- **INFORMATION SHOWN**
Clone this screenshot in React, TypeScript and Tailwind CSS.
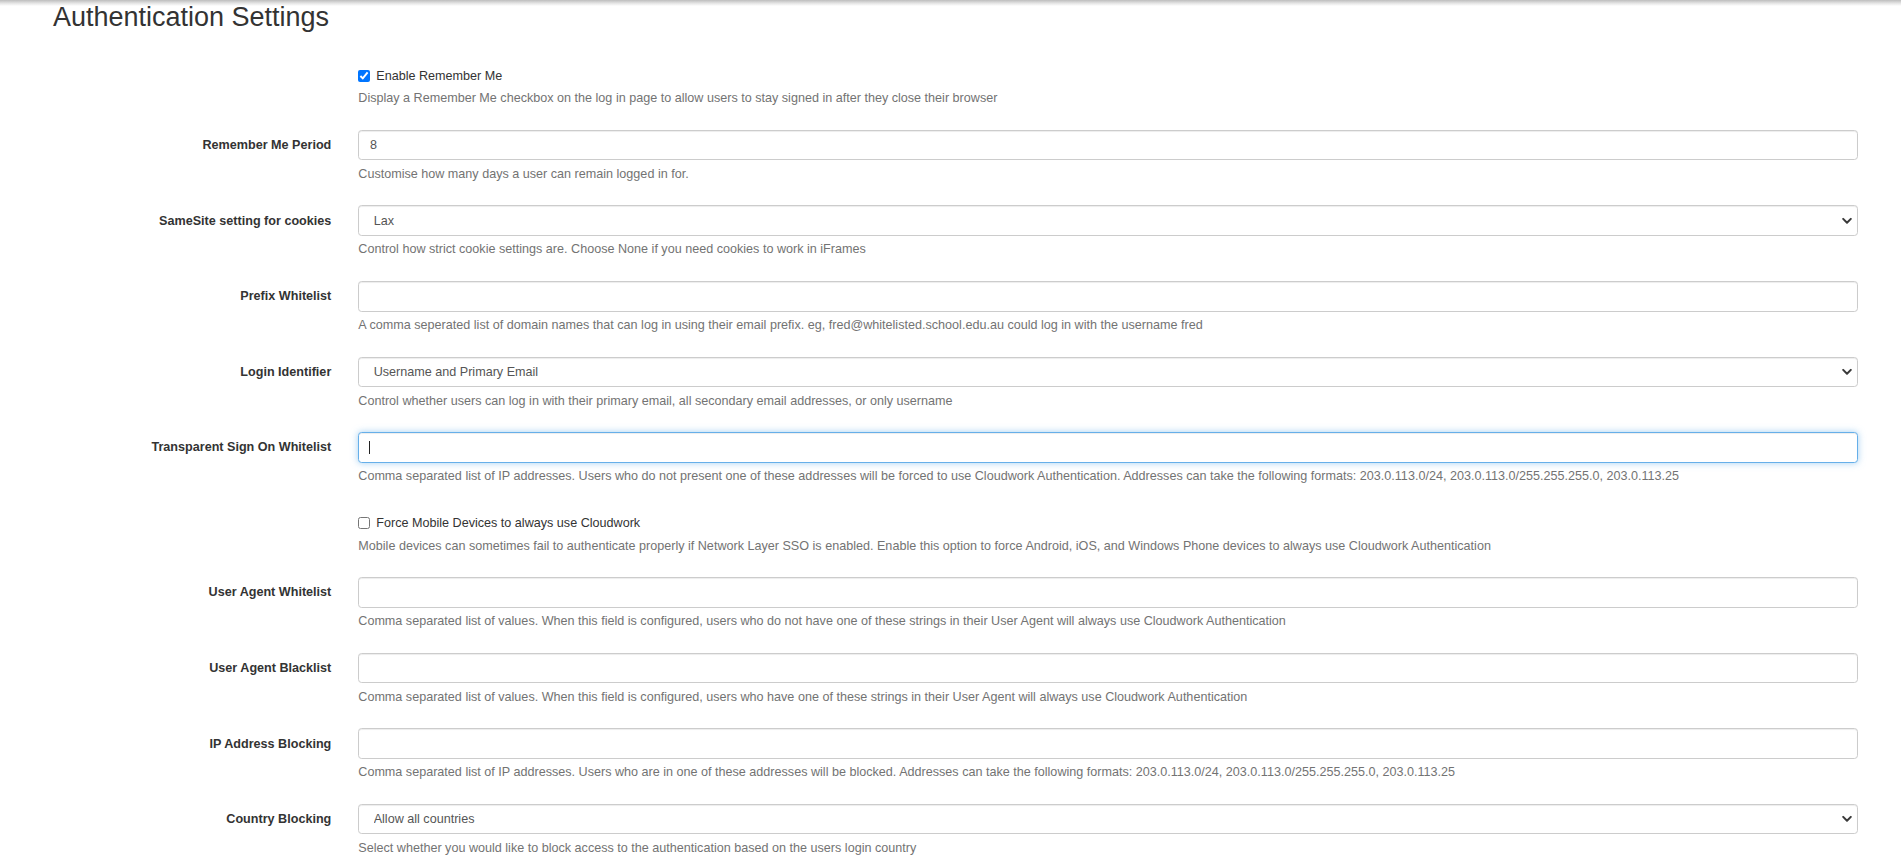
import React from "react";

const inputCls =
  "block w-full h-[30.6px] border border-[#ccc] rounded-[3.6px] bg-white px-[10.8px] text-[12.6px] leading-[18px] text-[#555] shadow-[inset_0_1px_1px_rgba(0,0,0,0.075)] outline-none";

function Help({ children }: { children: React.ReactNode }) {
  return (
    <p className="mt-[4.5px] mb-[9px] text-[12.6px] leading-[18px] text-[#737373] whitespace-nowrap">
      {children}
    </p>
  );
}

function Label({ children }: { children?: React.ReactNode }) {
  return (
    <label className="w-[305.4px] shrink-0 px-[13.5px] pt-[6.3px] text-right text-[12.6px] leading-[18px] font-bold text-[#333]">
      {children}
    </label>
  );
}

function Chevron() {
  return (
    <svg
      className="pointer-events-none absolute right-[6px] top-1/2 -translate-y-1/2"
      width="10"
      height="7"
      viewBox="0 0 10 7"
      fill="none"
    >
      <path d="M1.2 1.4 L5 5.2 L8.8 1.4" stroke="#3a3a3a" strokeWidth="2" strokeLinecap="round" strokeLinejoin="round" />
    </svg>
  );
}

function TextRow({ label, value, help, focused }: { label: string; value?: string; help: string; focused?: boolean }) {
  return (
    <div className="flex mb-[13.5px]">
      <Label>{label}</Label>
      <div className="flex-1 min-w-0 px-[13.5px]">
        <div className="relative">
          <input
            type="text"
            defaultValue={value ?? ""}
            className={
              focused
                ? "block w-full h-[30.6px] border border-[#66afe9] rounded-[3.6px] bg-white px-[10.8px] text-[12.6px] leading-[18px] text-[#555] shadow-[inset_0_1px_1px_rgba(0,0,0,0.075),0_0_7px_rgba(102,175,233,0.6)] outline-none"
                : inputCls
            }
          />
          {focused && (
            <span className="pointer-events-none absolute left-[10.8px] top-[9px] h-[13px] w-px bg-[#222]" />
          )}
        </div>
        <Help>{help}</Help>
      </div>
    </div>
  );
}

function SelectRow({ label, options, help }: { label: string; options: string[]; help: string }) {
  return (
    <div className="flex mb-[13.5px]">
      <Label>{label}</Label>
      <div className="flex-1 min-w-0 px-[13.5px]">
        <div className="relative">
          <select
            defaultValue={options[0]}
            className="block w-full h-[30.6px] appearance-none border border-[#ccc] rounded-[3.6px] bg-white pl-[14.4px] pr-[24px] text-[12.6px] leading-[18px] text-[#555] shadow-[inset_0_1px_1px_rgba(0,0,0,0.075)] outline-none"
          >
            {options.map((o) => (
              <option key={o}>{o}</option>
            ))}
          </select>
          <Chevron />
        </div>
        <Help>{help}</Help>
      </div>
    </div>
  );
}

function CheckRow({ text, help, checked }: { text: string; help: string; checked?: boolean }) {
  return (
    <div className="flex mb-[13.5px]">
      <Label />
      <div className="flex-1 min-w-0 px-[13.5px]">
        <div className="pt-[6.3px] min-h-[24.3px]">
          <label className="flex items-start text-[12.6px] leading-[18px] text-[#333]">
            <span className="w-[18px] shrink-0">
              <input
                type="checkbox"
                defaultChecked={checked}
                className="m-0 mt-[3.4px] block w-[12px] h-[12px] accent-[#0075ff]"
              />
            </span>
            <span>{text}</span>
          </label>
        </div>
        <Help>{help}</Help>
      </div>
    </div>
  );
}

export default function App() {
  return (
    <div className="relative min-h-screen bg-white font-['Liberation_Sans',Arial,Helvetica,sans-serif] text-[#333]">
      <div className="pointer-events-none absolute inset-x-0 top-0 h-[6px] bg-linear-to-b from-[#bdbdbd] via-[#e2e2e2] to-white" />
      <div className="pl-[39.4px] pr-[29.5px]">
        <h2 className="px-[13.5px] pt-[2.5px] text-[27px] leading-[29.7px] font-normal text-[#333]">
          Authentication Settings
        </h2>
        <form className="pt-[28.3px]" onSubmit={(e) => e.preventDefault()}>
          <CheckRow
            checked
            text="Enable Remember Me"
            help="Display a Remember Me checkbox on the log in page to allow users to stay signed in after they close their browser"
          />
          <TextRow
            label="Remember Me Period"
            value="8"
            help="Customise how many days a user can remain logged in for."
          />
          <SelectRow
            label="SameSite setting for cookies"
            options={["Lax", "Strict", "None"]}
            help="Control how strict cookie settings are. Choose None if you need cookies to work in iFrames"
          />
          <TextRow
            label="Prefix Whitelist"
            help="A comma seperated list of domain names that can log in using their email prefix. eg, fred@whitelisted.school.edu.au could log in with the username fred"
          />
          <SelectRow
            label="Login Identifier"
            options={["Username and Primary Email", "Username and All Emails", "Username Only"]}
            help="Control whether users can log in with their primary email, all secondary email addresses, or only username"
          />
          <TextRow
            label="Transparent Sign On Whitelist"
            focused
            help="Comma separated list of IP addresses. Users who do not present one of these addresses will be forced to use Cloudwork Authentication. Addresses can take the following formats: 203.0.113.0/24, 203.0.113.0/255.255.255.0, 203.0.113.25"
          />
          <CheckRow
            text="Force Mobile Devices to always use Cloudwork"
            help="Mobile devices can sometimes fail to authenticate properly if Network Layer SSO is enabled. Enable this option to force Android, iOS, and Windows Phone devices to always use Cloudwork Authentication"
          />
          <TextRow
            label="User Agent Whitelist"
            help="Comma separated list of values. When this field is configured, users who do not have one of these strings in their User Agent will always use Cloudwork Authentication"
          />
          <TextRow
            label="User Agent Blacklist"
            help="Comma separated list of values. When this field is configured, users who have one of these strings in their User Agent will always use Cloudwork Authentication"
          />
          <TextRow
            label="IP Address Blocking"
            help="Comma separated list of IP addresses. Users who are in one of these addresses will be blocked. Addresses can take the following formats: 203.0.113.0/24, 203.0.113.0/255.255.255.0, 203.0.113.25"
          />
          <SelectRow
            label="Country Blocking"
            options={["Allow all countries", "Block selected countries", "Allow selected countries"]}
            help="Select whether you would like to block access to the authentication based on the users login country"
          />
        </form>
      </div>
    </div>
  );
}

- **EXERCISE PROMPT**
Except for the pictures, copy the material above exactly.

- **SOLVED PROBLEM**
Clone this screenshot in React, TypeScript and Tailwind CSS.
import React from "react";

const inputCls =
  "block w-full h-[30.6px] border border-[#ccc] rounded-[3.6px] bg-white px-[10.8px] text-[12.6px] leading-[18px] text-[#555] shadow-[inset_0_1px_1px_rgba(0,0,0,0.075)] outline-none";

function Help({ children }: { children: React.ReactNode }) {
  return (
    <p className="mt-[4.5px] mb-[9px] text-[12.6px] leading-[18px] text-[#737373] whitespace-nowrap">
      {children}
    </p>
  );
}

function Label({ children }: { children?: React.ReactNode }) {
  return (
    <label className="w-[305.4px] shrink-0 px-[13.5px] pt-[6.3px] text-right text-[12.6px] leading-[18px] font-bold text-[#333]">
      {children}
    </label>
  );
}

function Chevron() {
  return (
    <svg
      className="pointer-events-none absolute right-[6px] top-1/2 -translate-y-1/2"
      width="10"
      height="7"
      viewBox="0 0 10 7"
      fill="none"
    >
      <path d="M1.2 1.4 L5 5.2 L8.8 1.4" stroke="#3a3a3a" strokeWidth="2" strokeLinecap="round" strokeLinejoin="round" />
    </svg>
  );
}

function TextRow({ label, value, help, focused }: { label: string; value?: string; help: string; focused?: boolean }) {
  return (
    <div className="flex mb-[13.5px]">
      <Label>{label}</Label>
      <div className="flex-1 min-w-0 px-[13.5px]">
        <div className="relative">
          <input
            type="text"
            defaultValue={value ?? ""}
            className={
              focused
                ? "block w-full h-[30.6px] border border-[#66afe9] rounded-[3.6px] bg-white px-[10.8px] text-[12.6px] leading-[18px] text-[#555] shadow-[inset_0_1px_1px_rgba(0,0,0,0.075),0_0_7px_rgba(102,175,233,0.6)] outline-none"
                : inputCls
            }
          />
          {focused && (
            <span className="pointer-events-none absolute left-[10.8px] top-[9px] h-[13px] w-px bg-[#222]" />
          )}
        </div>
        <Help>{help}</Help>
      </div>
    </div>
  );
}

function SelectRow({ label, options, help }: { label: string; options: string[]; help: string }) {
  return (
    <div className="flex mb-[13.5px]">
      <Label>{label}</Label>
      <div className="flex-1 min-w-0 px-[13.5px]">
        <div className="relative">
          <select
            defaultValue={options[0]}
            className="block w-full h-[30.6px] appearance-none border border-[#ccc] rounded-[3.6px] bg-white pl-[14.4px] pr-[24px] text-[12.6px] leading-[18px] text-[#555] shadow-[inset_0_1px_1px_rgba(0,0,0,0.075)] outline-none"
          >
            {options.map((o) => (
              <option key={o}>{o}</option>
            ))}
          </select>
          <Chevron />
        </div>
        <Help>{help}</Help>
      </div>
    </div>
  );
}

function CheckRow({ text, help, checked }: { text: string; help: string; checked?: boolean }) {
  return (
    <div className="flex mb-[13.5px]">
      <Label />
      <div className="flex-1 min-w-0 px-[13.5px]">
        <div className="pt-[6.3px] min-h-[24.3px]">
          <label className="flex items-start text-[12.6px] leading-[18px] text-[#333]">
            <span className="w-[18px] shrink-0">
              <input
                type="checkbox"
                defaultChecked={checked}
                className="m-0 mt-[3.4px] block w-[12px] h-[12px] accent-[#0075ff]"
              />
            </span>
            <span>{text}</span>
          </label>
        </div>
        <Help>{help}</Help>
      </div>
    </div>
  );
}

export default function App() {
  return (
    <div className="relative min-h-screen bg-white font-['Liberation_Sans',Arial,Helvetica,sans-serif] text-[#333]">
      <div className="pointer-events-none absolute inset-x-0 top-0 h-[6px] bg-linear-to-b from-[#bdbdbd] via-[#e2e2e2] to-white" />
      <div className="pl-[39.4px] pr-[29.5px]">
        <h2 className="px-[13.5px] pt-[2.5px] text-[27px] leading-[29.7px] font-normal text-[#333]">
          Authentication Settings
        </h2>
        <form className="pt-[28.3px]" onSubmit={(e) => e.preventDefault()}>
          <CheckRow
            checked
            text="Enable Remember Me"
            help="Display a Remember Me checkbox on the log in page to allow users to stay signed in after they close their browser"
          />
          <TextRow
            label="Remember Me Period"
            value="8"
            help="Customise how many days a user can remain logged in for."
          />
          <SelectRow
            label="SameSite setting for cookies"
            options={["Lax", "Strict", "None"]}
            help="Control how strict cookie settings are. Choose None if you need cookies to work in iFrames"
          />
          <TextRow
            label="Prefix Whitelist"
            help="A comma seperated list of domain names that can log in using their email prefix. eg, fred@whitelisted.school.edu.au could log in with the username fred"
          />
          <SelectRow
            label="Login Identifier"
            options={["Username and Primary Email", "Username and All Emails", "Username Only"]}
            help="Control whether users can log in with their primary email, all secondary email addresses, or only username"
          />
          <TextRow
            label="Transparent Sign On Whitelist"
            focused
            help="Comma separated list of IP addresses. Users who do not present one of these addresses will be forced to use Cloudwork Authentication. Addresses can take the following formats: 203.0.113.0/24, 203.0.113.0/255.255.255.0, 203.0.113.25"
          />
          <CheckRow
            text="Force Mobile Devices to always use Cloudwork"
            help="Mobile devices can sometimes fail to authenticate properly if Network Layer SSO is enabled. Enable this option to force Android, iOS, and Windows Phone devices to always use Cloudwork Authentication"
          />
          <TextRow
            label="User Agent Whitelist"
            help="Comma separated list of values. When this field is configured, users who do not have one of these strings in their User Agent will always use Cloudwork Authentication"
          />
          <TextRow
            label="User Agent Blacklist"
            help="Comma separated list of values. When this field is configured, users who have one of these strings in their User Agent will always use Cloudwork Authentication"
          />
          <TextRow
            label="IP Address Blocking"
            help="Comma separated list of IP addresses. Users who are in one of these addresses will be blocked. Addresses can take the following formats: 203.0.113.0/24, 203.0.113.0/255.255.255.0, 203.0.113.25"
          />
          <SelectRow
            label="Country Blocking"
            options={["Allow all countries", "Block selected countries", "Allow selected countries"]}
            help="Select whether you would like to block access to the authentication based on the users login country"
          />
        </form>
      </div>
    </div>
  );
}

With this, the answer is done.